■ **Task statement**
Give the data below again, word for word.

■ **Provided material**
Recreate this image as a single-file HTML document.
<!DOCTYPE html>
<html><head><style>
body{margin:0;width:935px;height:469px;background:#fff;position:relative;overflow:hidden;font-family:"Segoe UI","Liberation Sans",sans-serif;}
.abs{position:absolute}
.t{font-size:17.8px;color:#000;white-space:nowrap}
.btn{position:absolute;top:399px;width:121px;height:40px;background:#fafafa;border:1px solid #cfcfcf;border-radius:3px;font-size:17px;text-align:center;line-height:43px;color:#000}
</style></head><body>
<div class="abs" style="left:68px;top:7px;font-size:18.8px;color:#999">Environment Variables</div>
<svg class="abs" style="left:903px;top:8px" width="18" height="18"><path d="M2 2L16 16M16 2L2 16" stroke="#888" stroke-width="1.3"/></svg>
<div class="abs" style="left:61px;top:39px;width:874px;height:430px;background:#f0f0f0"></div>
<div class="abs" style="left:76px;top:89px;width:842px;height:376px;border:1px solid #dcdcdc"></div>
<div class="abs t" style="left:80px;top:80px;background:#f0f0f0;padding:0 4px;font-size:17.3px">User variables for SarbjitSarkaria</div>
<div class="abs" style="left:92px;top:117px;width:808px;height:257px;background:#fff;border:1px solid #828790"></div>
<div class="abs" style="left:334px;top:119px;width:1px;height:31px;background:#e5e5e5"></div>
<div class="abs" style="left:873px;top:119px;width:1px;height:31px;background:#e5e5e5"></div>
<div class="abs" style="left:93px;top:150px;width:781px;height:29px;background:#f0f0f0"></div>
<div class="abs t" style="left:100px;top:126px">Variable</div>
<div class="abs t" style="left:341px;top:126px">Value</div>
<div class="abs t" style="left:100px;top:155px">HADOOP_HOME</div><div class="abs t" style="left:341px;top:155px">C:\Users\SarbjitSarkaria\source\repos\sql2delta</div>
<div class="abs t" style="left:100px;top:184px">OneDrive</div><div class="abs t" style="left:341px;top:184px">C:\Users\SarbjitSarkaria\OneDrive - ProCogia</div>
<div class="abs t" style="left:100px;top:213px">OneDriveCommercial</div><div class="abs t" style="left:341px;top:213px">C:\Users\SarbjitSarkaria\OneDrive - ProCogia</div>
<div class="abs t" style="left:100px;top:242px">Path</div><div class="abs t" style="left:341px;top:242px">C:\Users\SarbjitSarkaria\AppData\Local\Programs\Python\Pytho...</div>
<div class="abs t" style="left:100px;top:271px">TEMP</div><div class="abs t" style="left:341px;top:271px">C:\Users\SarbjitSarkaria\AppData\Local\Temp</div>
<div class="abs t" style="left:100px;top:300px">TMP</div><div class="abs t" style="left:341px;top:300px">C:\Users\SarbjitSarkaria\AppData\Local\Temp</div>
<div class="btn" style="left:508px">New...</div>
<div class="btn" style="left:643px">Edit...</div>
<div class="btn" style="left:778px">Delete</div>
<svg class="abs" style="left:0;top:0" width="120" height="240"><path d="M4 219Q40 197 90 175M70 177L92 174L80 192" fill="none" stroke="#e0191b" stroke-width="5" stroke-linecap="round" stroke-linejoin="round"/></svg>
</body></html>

■ **Answer to this task**
Recreate this image as a single-file HTML document.
<!DOCTYPE html>
<html><head><style>
body{margin:0;width:935px;height:469px;background:#fff;position:relative;overflow:hidden;font-family:"Segoe UI","Liberation Sans",sans-serif;}
.abs{position:absolute}
.t{font-size:17.8px;color:#000;white-space:nowrap}
.btn{position:absolute;top:399px;width:121px;height:40px;background:#fafafa;border:1px solid #cfcfcf;border-radius:3px;font-size:17px;text-align:center;line-height:43px;color:#000}
</style></head><body>
<div class="abs" style="left:68px;top:7px;font-size:18.8px;color:#999">Environment Variables</div>
<svg class="abs" style="left:903px;top:8px" width="18" height="18"><path d="M2 2L16 16M16 2L2 16" stroke="#888" stroke-width="1.3"/></svg>
<div class="abs" style="left:61px;top:39px;width:874px;height:430px;background:#f0f0f0"></div>
<div class="abs" style="left:76px;top:89px;width:842px;height:376px;border:1px solid #dcdcdc"></div>
<div class="abs t" style="left:80px;top:80px;background:#f0f0f0;padding:0 4px;font-size:17.3px">User variables for SarbjitSarkaria</div>
<div class="abs" style="left:92px;top:117px;width:808px;height:257px;background:#fff;border:1px solid #828790"></div>
<div class="abs" style="left:334px;top:119px;width:1px;height:31px;background:#e5e5e5"></div>
<div class="abs" style="left:873px;top:119px;width:1px;height:31px;background:#e5e5e5"></div>
<div class="abs" style="left:93px;top:150px;width:781px;height:29px;background:#f0f0f0"></div>
<div class="abs t" style="left:100px;top:126px">Variable</div>
<div class="abs t" style="left:341px;top:126px">Value</div>
<div class="abs t" style="left:100px;top:155px">HADOOP_HOME</div><div class="abs t" style="left:341px;top:155px">C:\Users\SarbjitSarkaria\source\repos\sql2delta</div>
<div class="abs t" style="left:100px;top:184px">OneDrive</div><div class="abs t" style="left:341px;top:184px">C:\Users\SarbjitSarkaria\OneDrive - ProCogia</div>
<div class="abs t" style="left:100px;top:213px">OneDriveCommercial</div><div class="abs t" style="left:341px;top:213px">C:\Users\SarbjitSarkaria\OneDrive - ProCogia</div>
<div class="abs t" style="left:100px;top:242px">Path</div><div class="abs t" style="left:341px;top:242px">C:\Users\SarbjitSarkaria\AppData\Local\Programs\Python\Pytho...</div>
<div class="abs t" style="left:100px;top:271px">TEMP</div><div class="abs t" style="left:341px;top:271px">C:\Users\SarbjitSarkaria\AppData\Local\Temp</div>
<div class="abs t" style="left:100px;top:300px">TMP</div><div class="abs t" style="left:341px;top:300px">C:\Users\SarbjitSarkaria\AppData\Local\Temp</div>
<div class="btn" style="left:508px">New...</div>
<div class="btn" style="left:643px">Edit...</div>
<div class="btn" style="left:778px">Delete</div>
<svg class="abs" style="left:0;top:0" width="120" height="240"><path d="M4 219Q40 197 90 175M70 177L92 174L80 192" fill="none" stroke="#e0191b" stroke-width="5" stroke-linecap="round" stroke-linejoin="round"/></svg>
</body></html>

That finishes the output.